The early days (4/10) - from games to demos

ST games had an interesting new feature: the “cracked by” intros. ST games were unreal for me, coming from the CPC. But these intros were the ultimate form of unreality, unidentified mutant objects that surpassed anything I had ever seen in video games - and I had seen a lot.

Better. These intros were better. Better coded, no doubt. Unquestionably more beautiful, with more colors. Out-of-this-world colored bars called rasters, that one could only find in those “demos”, managed to invade the usually empty screen borders. They were displayed outside of the screen! Again: unreal.

Rasters

Rasters

Curious, as always, I gradually gave up playing games to investigate these famous intros and get a closer look at them. It was also at this time that I first connected to servers such as SM1*ST or RTEL. This was on the Minitel, long before the Internet. I made contact with some people. With a lot of people, in fact. Not doing things halfway here either, I ended up with a lot of mails – I’m talking regular “snail mails” here – coming from all over the country. My mother used to joke I had more mails than a French minister. That network had basically a single goal: to share demos.

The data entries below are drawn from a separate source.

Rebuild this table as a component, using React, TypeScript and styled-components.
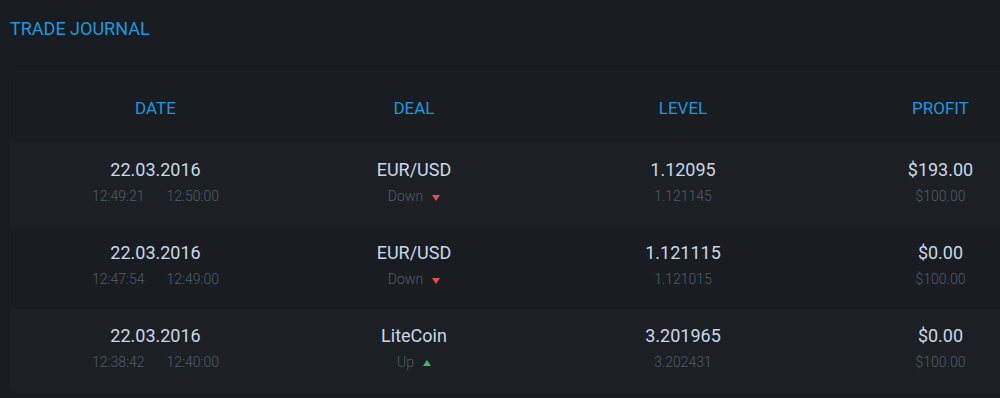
import React from "react";
import styled, { createGlobalStyle } from "styled-components";

const Global = createGlobalStyle`
  html, body { margin: 0; padding: 0; background: #181b1f; overflow: hidden; }
  body { font-family: Roboto, "Liberation Sans", Arial, sans-serif; }
`;

const Page = styled.div`
  width: 1000px;
  height: 398px;
  padding: 0 0 0 10px;
  box-sizing: border-box;
  background: #181b1f;
  overflow: hidden;
`;

const Title = styled.h1`
  margin: 0;
  padding-top: 17px;
  height: 71px;
  box-sizing: border-box;
  font-size: 18px;
  line-height: 24px;
  font-weight: 400;
  color: #1e98dd;
  letter-spacing: 0;
`;

const Panel = styled.div`
  width: 1040px;
  background: #191c21;
  border: 1px solid #1d2025;
  border-right: none;
  border-radius: 6px 0 0 6px;
  overflow: hidden;
  box-sizing: border-box;
`;

const Grid = styled.div`
  display: grid;
  grid-template-columns: 289px 228px 310px 205px;
`;

const HeadRow = styled(Grid)`
  height: 71px;
  align-items: center;
`;

const HeadCell = styled.div`
  text-align: center;
  font-size: 17px;
  line-height: 20px;
  color: #1e98dd;
  padding-top: 1px;
`;

const Row = styled(Grid)<{ $alt: boolean }>`
  height: 83px;
  background: ${(p) => (p.$alt ? "#1c2025" : "#191c21")};
  align-items: start;
`;

const Cell = styled.div`
  display: flex;
  flex-direction: column;
  align-items: center;
  padding-top: 16px;
`;

const Main = styled.div`
  font-size: 18px;
  line-height: 22px;
  color: #c9d8e8;
  font-weight: 400;
`;

const Sub = styled.div`
  margin-top: 6px;
  font-size: 14px;
  line-height: 18px;
  color: #505c68;
  font-weight: 300;
  display: flex;
  align-items: center;
  gap: 22px;
`;

const Dir = styled.span`
  display: inline-flex;
  align-items: center;
  gap: 9px;
`;

const Tri = styled.span<{ $up: boolean }>`
  width: 0;
  height: 0;
  border-left: 4px solid transparent;
  border-right: 4px solid transparent;
  ${(p) =>
    p.$up
      ? "border-bottom: 6px solid #33c15a; margin-top: 2px;"
      : "border-top: 6px solid #e8504c; margin-top: 3px;"}
`;

type Trade = {
  date: string;
  open: string;
  close: string;
  deal: string;
  up: boolean;
  level: string;
  level2: string;
  profit: string;
  amount: string;
};

const trades: Trade[] = [
  { date: "22.03.2016", open: "12:49:21", close: "12:50:00", deal: "EUR/USD", up: false, level: "1.12095", level2: "1.121145", profit: "$193.00", amount: "$100.00" },
  { date: "22.03.2016", open: "12:47:54", close: "12:49:00", deal: "EUR/USD", up: false, level: "1.121115", level2: "1.121015", profit: "$0.00", amount: "$100.00" },
  { date: "22.03.2016", open: "12:38:42", close: "12:40:00", deal: "LiteCoin", up: true, level: "3.201965", level2: "3.202431", profit: "$0.00", amount: "$100.00" },
];

export default function App() {
  return (
    <Page>
      <Global />
      <Title>TRADE JOURNAL</Title>
      <Panel>
        <HeadRow>
          <HeadCell>DATE</HeadCell>
          <HeadCell>DEAL</HeadCell>
          <HeadCell>LEVEL</HeadCell>
          <HeadCell>PROFIT</HeadCell>
        </HeadRow>
        {trades.map((t, i) => (
          <Row key={i} $alt={i % 2 === 0}>
            <Cell>
              <Main>{t.date}</Main>
              <Sub>
                <span>{t.open}</span>
                <span>{t.close}</span>
              </Sub>
            </Cell>
            <Cell>
              <Main>{t.deal}</Main>
              <Sub>
                <Dir>
                  {t.up ? "Up" : "Down"}
                  <Tri $up={t.up} />
                </Dir>
              </Sub>
            </Cell>
            <Cell>
              <Main>{t.level}</Main>
              <Sub>{t.level2}</Sub>
            </Cell>
            <Cell>
              <Main>{t.profit}</Main>
              <Sub>{t.amount}</Sub>
            </Cell>
          </Row>
        ))}
      </Panel>
    </Page>
  );
}
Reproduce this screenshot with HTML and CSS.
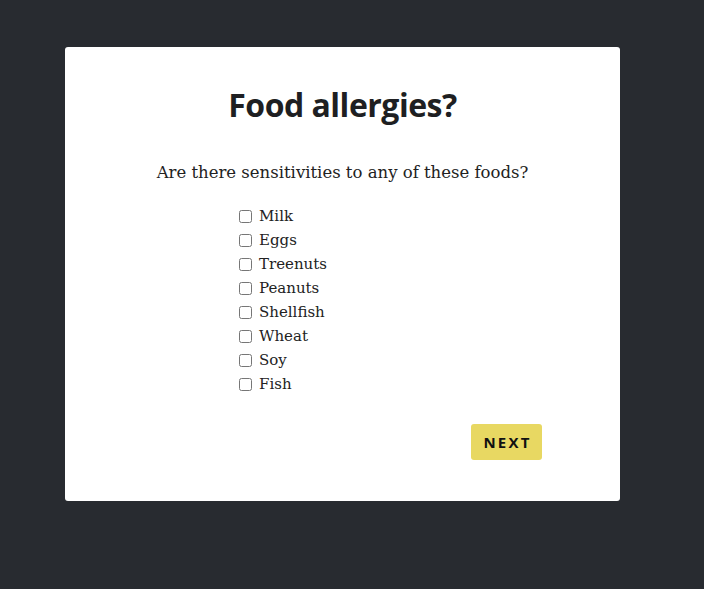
FILE: index.html
```html
<!DOCTYPE html>
<html>
<head>
<meta charset="utf-8">
<link rel="stylesheet" href="styles.css">
</head>
<body>
<div class="card">
  <h1 class="title">Food allergies?</h1>
  <p class="question">Are there sensitivities to any of these foods?</p>
  <ul class="options">
    <li><label><input type="checkbox"> Milk</label></li>
    <li><label><input type="checkbox"> Eggs</label></li>
    <li><label><input type="checkbox"> Treenuts</label></li>
    <li><label><input type="checkbox"> Peanuts</label></li>
    <li><label><input type="checkbox"> Shellfish</label></li>
    <li><label><input type="checkbox"> Wheat</label></li>
    <li><label><input type="checkbox"> Soy</label></li>
    <li><label><input type="checkbox"> Fish</label></li>
  </ul>
  <div class="actions"><button class="next">NEXT</button></div>
</div>
</body>
</html>
```
FILE: styles.css
```css
html, body {
  margin: 0;
  background: #282b30;
  height: 100%;
}
body {
  padding: 47px 0 0 65px;
  box-sizing: border-box;
}
.card {
  width: 555px;
  height: 454px;
  background: #ffffff;
  border-radius: 3px;
  box-sizing: border-box;
  padding-top: 38px;
}
.title {
  margin: 0;
  text-align: center;
  font-family: "Open Sans", sans-serif;
  font-weight: 700;
  font-size: 32px;
  line-height: 40px;
  color: #1e1f22;
  letter-spacing: -0.5px;
}
.question {
  margin: 36px 0 0;
  text-align: center;
  font-family: "DejaVu Serif", serif;
  font-size: 16.5px;
  line-height: 24px;
  color: #222;
}
.options {
  list-style: none;
  margin: 19px 0 0;
  padding: 0 0 0 173px;
  font-family: "DejaVu Serif", serif;
  font-size: 15px;
  line-height: 24px;
  color: #222;
}
.options label {
  display: flex;
  align-items: center;
  gap: 7px;
}
.options input {
  margin: 0 0 0 1px;
  width: 13px;
  height: 13px;
}
.actions {
  display: flex;
  justify-content: flex-end;
  padding-right: 78px;
  margin-top: 28px;
}
.next {
  width: 71px;
  height: 36px;
  border: none;
  border-radius: 3px;
  background: #e8d862;
  color: #111;
  font-family: "Open Sans", sans-serif;
  font-weight: 700;
  font-size: 15px;
  letter-spacing: 2.2px;
  padding: 0 0 0 2px;
}
```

And one day in 1989, I received a particular demo from one of my contacts. Not your average demo. The most legendary demo in the history of ST demos: the Cuddly Demos by The Carebears (TCB), from Sweden. And that day my life changed. It is no exaggeration on my part: it is clear that the next 5 or 6 years of my life have been in one way or another influenced by what happened that day.

What happened was nothing out of the ordinary on paper: I just inserted the Cuddly Demos disk in the drive, and I booted the machine.

And I got torn apart like never before. I remember this like it was yesterday. I had never felt anything like this. It happened at just the ideal time: I had not seen enough to be completely jaded (that would happen later with the Amiga, which for this reason impressed me far less) but I had seen enough to know that the world had never seen this before! Mindblowing is too little a word to fully convey the force, the power that exuded from this demo. Brain petrified, leached, liquefied, shoo! I fail to explain with words what I thought and felt at that time. It was not just unreal anymore – I had come to terms with the unreality of that world -, it was worse than anything I had brought myself to accept so far. The Carebears invented everything that day, and put on a single disk what others would then painfully rediscover in the years to come. Techniques that even the designers of the Atari ST would have had a hard time replicating. A visual unthinkable folly. Think of it as if suddenly your black and white TV had started to produce colored images, out of the blue. Complete madness.

That was the last drop. It pushed me over the edge. It was too much for me. I was terrified and ecstatic at once. Terrified by the extent of my ignorance. Terrified by my littleness. I was wasting my time playing stupid video games when others were doing… this? But I was ecstatic because it was possible. It was possible to do with this machine so much more than what people believed!

My decision was made. And irrevocable. Whatever the cost, I would also create demos. Me too.

I learned that demos were coded in Assembly, which reminded me of bad memories and put my ambition to rest for a while. I could not wait to start programming these magical things myself, but I did not know where to begin. Taking advantage of the STMag and RTEL servers, which both had programming forums and chats, I unearthed a few experts in Assembly language, looking for any help, any tool, any source code sample.

I quickly found a mentor, a guy named Loïc – a.k.a. Pirateal. He kind of took me under his wings and provided me with tools (Devpac!), a few source code examples, and more importantly agreed to answer my naive newbie questions. And boy those kept coming! I had a thousand questions a day, for any small insignificant detail…

Questions kept coming, demos kept coming. I am not going to list here all the demos that blew my mind at the time, but one of them deserves a special mention. While the Cuddly was the unquestionable number one for me at the time, a close runner up was the MindBomb from The Lost Boys (TLB). I do not have a lot of programming heroes. I think I might have maybe 3 of them: Nick of TCB, Manikin of TLB, and Steve Bak – from Goldrunner’s fame. So it is worth mentioning all those years later that the world caught up with one of them, Manikin of TLB, now responsible for nothing less than God of War. Yes, that game. There are very few people who managed to blow my mind twice with a 20-year interval inbetween, so, well done sir.

Anyway, in the end I learned 68000 Assembly. To make demos. Learning by playing, as always.

I created a few small demos that I submitted to the STMag server, so that other people could download them - I knew the sysop, Mic Dax, well enough at that point to just boldly ask him. And before you ask, yes, we could download stuff from the Minitel, from at least as early as 1986. Those first demos were not great, but quite decent still. I was very proud of them in any case.

But something was missing. Something vital.

To create demos seriously, I needed a group.